虫垂切除による合併症

 手術の合併症には全身麻酔による合併症腹部の手術を行うことによる合併症に加えて,「虫垂切除」という操作を行うことによる合併症,事故がありますのでここに書いておきます.

@腸管,他臓器損傷:手術は虫垂だけをつかみだして摘出することはできません.虫垂炎がひどくなればなるほど,虫垂は周囲の小腸,大腸,脂肪組織,腸間膜などの中に囲まれてうずくまっています.この中から虫垂だけを取り出すのですが,この時にこれら他の臓器を傷つけてしまうことがあります.手術中に気づけばその場で修復しますが,ごくまれに気が付かずに,手術の後で腸管内容が漏れ出たり,腹膜炎を起こすことがあります.

A縫合不全;非常に稀ですが、虫垂の切って閉じた断端や腸と腸のつなぎ目がうまくつかず、そこから腸液がもれる事があります。この場合は再手術が必要になります。

B腹腔内膿瘍:遺残膿瘍 すでに虫垂に穴が開き、腹膜炎になっている場合、お腹の中を徹底的に生理食塩水で洗浄します,そしておいても手術の中には汚れた液体が多少とも溜まりますのdせ,その液体をお腹の中にたまったままにしないように,液体のたまりそうな部分にチューブ(ドレーン)を入れておきます。このように徹底した治療で多くの場合はきれいに治癒しますが、汚れがひどいときなどにはドレーンを入れておいた以外の部分に汚れがたまったり,感染して膿となって,術後の炎症,発熱などの原因になることがあります。ドレーンの位置を変更したり、ときには再手術でドレーンを入れ直したりする必要が生じる場合もあります。

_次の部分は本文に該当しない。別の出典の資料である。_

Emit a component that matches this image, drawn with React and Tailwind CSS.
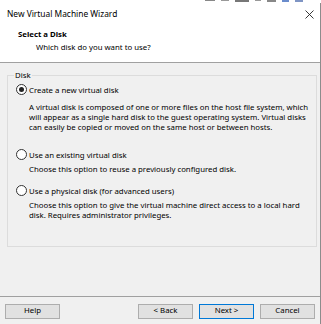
const Radio = ({ checked, label }) => (
  <div className="flex items-center gap-[2px] h-[13px]">
    <span className="w-[11px] h-[11px] rounded-full border border-[#333] bg-white flex items-center justify-center">
      {checked && <span className="w-[5px] h-[5px] rounded-full bg-[#222]" />}
    </span>
    <span>{label}</span>
  </div>
);

const Btn = ({ children, primary }) => (
  <button
    className={
      primary
        ? "w-[55px] h-[15px] bg-[#e1e1e1] border border-[#0078d7] leading-none"
        : "w-[55px] h-[15px] bg-[#e1e1e1] border border-[#adadad] leading-none"
    }
  >
    {children}
  </button>
);

export default function App() {
  return (
    <div
      className="w-[321px] h-[324px] bg-white relative overflow-hidden text-[7.8px] text-[#000] leading-[10px]"
      style={{ fontFamily: '"Noto Sans", "Open Sans", sans-serif' }}
    >
      {/* bits of the window behind */}
      <div className="h-[3px] w-full flex items-start gap-[6px] pl-[205px]">
        <span className="w-[10px] h-[1px] bg-[#888]" />
        <span className="w-[8px] h-[1px] bg-[#999]" />
        <span className="w-[14px] h-[2px] bg-[#777]" />
        <span className="w-[6px] h-[1px] bg-[#999]" />
        <span className="w-[9px] h-[2px] bg-[#888]" />
        <span className="w-[7px] h-[2px] bg-[#6a8ccc]" />
        <span className="w-[8px] h-[2px] bg-[#7f95c4]" />
      </div>
      <div className="flex flex-col h-[321px] border-r border-[#8c8c8c]">
        {/* title bar */}
        <div className="h-[22px] flex items-center justify-between pl-[7px] pr-[6px]">
          <span className="text-[8.4px]">New Virtual Machine Wizard</span>
          <svg width="9" height="9" viewBox="0 0 9 9">
            <path d="M0.5 0.5 L8.5 8.5 M8.5 0.5 L0.5 8.5" stroke="#222" strokeWidth="0.9" />
          </svg>
        </div>

        {/* header */}
        <div className="h-[38px] bg-white border-b border-[#a0a0a0] pl-[18px] pt-[4px]">
          <div className="font-bold">Select a Disk</div>
          <div className="pl-[18px] mt-[3px]">Which disk do you want to use?</div>
        </div>

        {/* body */}
        <div className="flex-1 bg-[#f0f0f0] px-[7px] pt-[7px]">
          <fieldset className="border border-[#dcdcdc] h-[177px] pl-[8px] pr-[8px]">
            <legend className="ml-[-2px] px-[1px] text-[#000]">Disk</legend>
            <div className="mt-[3px]">
              <Radio checked label="Create a new virtual disk" />
              <div className="pl-[13px] mt-[6px] whitespace-nowrap">
                A virtual disk is composed of one or more files on the host file system, which
                <br />
                will appear as a single hard disk to the guest operating system. Virtual disks
                <br />
                can easily be copied or moved on the same host or between hosts.
              </div>
            </div>
            <div className="mt-[16px]">
              <Radio label="Use an existing virtual disk" />
              <div className="pl-[13px] mt-[3px]">
                Choose this option to reuse a previously configured disk.
              </div>
            </div>
            <div className="mt-[10px]">
              <Radio label="Use a physical disk (for advanced users)" />
              <div className="pl-[13px] mt-[3px] whitespace-nowrap">
                Choose this option to give the virtual machine direct access to a local hard
                <br />
                disk. Requires administrator privileges.
              </div>
            </div>
          </fieldset>
        </div>

        {/* footer */}
        <div className="h-[28px] bg-[#f0f0f0] border-t border-[#a0a0a0] flex items-center px-[5px] pt-[1px]">
          <Btn>Help</Btn>
          <div className="flex-1" />
          <div className="flex gap-[6px]">
            <Btn>&lt; Back</Btn>
            <Btn primary>Next &gt;</Btn>
            <Btn>Cancel</Btn>
          </div>
        </div>
      </div>
    </div>
  );
}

C大出血:手術中は出血があれば,その原因となっている血管を糸などで結紮,閉鎖してしたり,血管の断端を焼いて内腔を焼きつぶしてかさぶたを作り止血してしまうのですが,術後にもその危険はあります.結紮していた糸が外れたり,かさぶたが外れたりして出血することがあります.小さな血管からの出血であれば自然に止血しますが,極めてまれですが,大血管からの出血だと緊急手術が必要になることがあります.